Sonuç olarak bütün mezhepler nass’ların muhtevasında hareket etmektedir. Bu sebeple dört mezhepteki bütün içtihadlar, Kur’ân ve Sünnete dayanan kat’î ve fer’î deliller ile teyid edilmiştir.

Mezheplerin reddedilmesi ise, onların üzerine bina edildiği “Kur’ân ve Sünnet telakkîsinin” reddi mânâsına gelmektedir. Bu da neticede Kur’ân ve Sünnet’in “delil”, yani “yol gösterici” olmaktan çıkarılıp, çağa göre, insanların hevâ ve heveslerine göre yorumlanabilir hâle gelmesi tehlikesini doğurabilir. Bir müslümanın Kur’ân ve Sünnet’i bu mevkîde görmesi ise aslâ mümkün değildir.

Cenâb-ı Hak nûrunu tamamlayacak, yani dînini kıyamete kadar devam ettirecektir.
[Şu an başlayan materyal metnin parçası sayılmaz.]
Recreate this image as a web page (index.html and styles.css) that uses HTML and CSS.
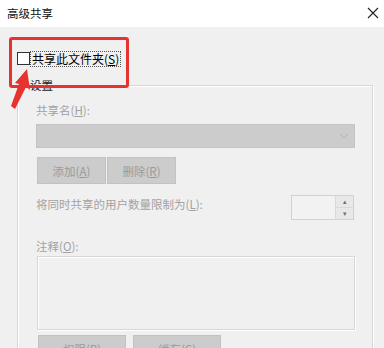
FILE: index.html
```html
<!DOCTYPE html>
<html lang="zh-CN">
<head>
    <meta charset="UTF-8">
    <meta name="viewport" content="width=device-width, initial-scale=1.0">
    <title>高级共享</title>
    <link rel="stylesheet" href="styles.css">
</head>
<body>
    <div class="titlebar">
        <span class="title">高级共享</span>
        <svg class="close" width="12" height="12" viewBox="0 0 12 12">
            <path d="M1 1 L11 11 M11 1 L1 11" stroke="#222" stroke-width="1.1" fill="none"/>
        </svg>
    </div>

    <div class="content">
        <div class="share">
            <span class="check"></span>
            <span class="share-label">共享此文件夹(<u>S</u>)</span>
        </div>

        <fieldset class="group">
            <legend>设置</legend>

            <div class="label">共享名(<u>H</u>):</div>
            <div class="combo">
                <svg width="10" height="6" viewBox="0 0 10 6">
                    <path d="M1 1 L5 5 L9 1" stroke="#b4b4b4" stroke-width="1" fill="none"/>
                </svg>
            </div>

            <div class="btns">
                <div class="btn">添加(<u>A</u>)</div>
                <div class="btn">删除(<u>R</u>)</div>
            </div>

            <div class="limit">
                <span class="label">将同时共享的用户数量限制为(<u>L</u>):</span>
                <div class="spin">
                    <div class="spin-field"></div>
                    <div class="spin-arrows">
                        <span>&#9652;</span>
                        <span>&#9662;</span>
                    </div>
                </div>
            </div>

            <div class="label note">注释(<u>O</u>):</div>
            <div class="memo"></div>

            <div class="btns bottom">
                <div class="btn wide">权限(<u>P</u>)</div>
                <div class="btn wide">缓存(<u>C</u>)</div>
            </div>
        </fieldset>
    </div>

    <!-- annotation -->
    <div class="mark"></div>
    <svg class="arrow" width="40" height="50" viewBox="0 0 40 50">
        <polygon points="27,1 30,22 26,19 15,41 11,38 19,16 15,15" fill="#e8322f"/>
    </svg>
</body>
</html>
```

FILE: styles.css
```css
html, body {
    height: 348px;
    overflow: hidden;
}

body {
    margin: 0;
    width: 384px;
    background: #f0f0f0;
    font-family: "Noto Sans CJK SC", "Microsoft YaHei", sans-serif;
    font-size: 11.5px;
    color: #1a1a1a;
    position: relative;
}

.titlebar {
    height: 27px;
    background: #fff;
    display: flex;
    align-items: center;
    justify-content: space-between;
    padding: 0 5px 0 7px;
}

.title {
    font-size: 11.5px;
    color: #111;
    margin-top: -1px;
}

.close {
    margin-top: -2px;
}

.content {
    height: 321px;
    box-sizing: border-box;
    overflow: hidden;
    padding: 24px 11px 0 17px;
}

.share {
    display: flex;
    align-items: center;
    height: 15px;
}

.check {
    width: 11px;
    height: 11px;
    border: 1px solid #333;
    background: #fff;
}

.share-label {
    margin-left: 1px;
    padding: 0 1px;
    line-height: 14px;
    font-size: 12px;
    color: #000;
    outline: 1px dotted #555;
}

.group {
    margin: 11px 0 0 0;
    padding: 9px 17px 0 18px;
    border: 1px solid #d6d6d6;
    box-shadow: inset 1px 1px 0 #fff, 1px 1px 0 #fff;
    height: 300px;
}

.group legend {
    margin-left: -8px;
    padding: 0 2px;
    line-height: 16px;
    color: #222;
}

.label {
    color: #a2a2a2;
    line-height: 16px;
}

.combo {
    margin-top: 6px;
    height: 24px;
    background: #cccccc;
    border: 1px solid #c4c4c4;
    box-sizing: border-box;
    display: flex;
    align-items: center;
    justify-content: flex-end;
    padding-right: 5px;
}

.btns {
    display: flex;
    gap: 1px;
    margin-top: 9px;
    margin-left: 1px;
}

.btn {
    width: 69px;
    height: 27px;
    box-sizing: border-box;
    background: #cccccc;
    border: 1px solid #c2c2c2;
    color: #9a9a9a;
    display: flex;
    align-items: center;
    justify-content: center;
}

.limit {
    margin-top: 11px;
    display: flex;
    justify-content: space-between;
    align-items: flex-start;
}

.limit .label {
    margin-top: 1px;
}

.spin {
    width: 63px;
    height: 25px;
    display: flex;
    box-sizing: border-box;
    border: 1px solid #d2d2d2;
    background: #f2f2f2;
    margin-right: 1px;
}

.spin-field {
    flex: 1;
}

.spin-arrows {
    width: 17px;
    border-left: 1px solid #d9d9d9;
    display: flex;
    flex-direction: column;
}

.spin-arrows span {
    flex: 1;
    font-size: 7px;
    line-height: 11px;
    text-align: center;
    color: #707070;
    background: #e8e8e8;
}

.spin-arrows span + span {
    border-top: 1px solid #d9d9d9;
}

.note {
    margin-top: 18px;
}

.memo {
    margin-top: 2px;
    margin-left: 1px;
    height: 74px;
    box-sizing: border-box;
    background: #f0f0f0;
    border: 1px solid #d6d6d6;
    box-shadow: inset 1px 1px 0 #fff, 1px 1px 0 #fff;
}

.bottom {
    margin-top: 5px;
    gap: 7px;
    margin-left: 2px;
}

.btn.wide {
    width: 88px;
    align-items: flex-start;
    padding-top: 5px;
}

.mark {
    position: absolute;
    left: 9px;
    top: 37px;
    width: 114px;
    height: 45px;
    border: 3px solid #e53430;
    border-radius: 3px;
}

.arrow {
    position: absolute;
    left: 0;
    top: 68px;
}
```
Hucurât Sûresi’nin ilk âyetinde şöyle buyrulmaktadır:

“…Allah ve Rasûlü’nün önüne geçmeyin…” (el-Hucurât, 1) Yani âyet-i kerîmede mü’minler, Allah ve Rasûlü’nün bizzat hüküm verdiği bir hususta, kendi görüş ve arzularına göre hareket etmekten menedilmektedir.

Dört mezhep de bu minvâl üzere devam edegelmektedir.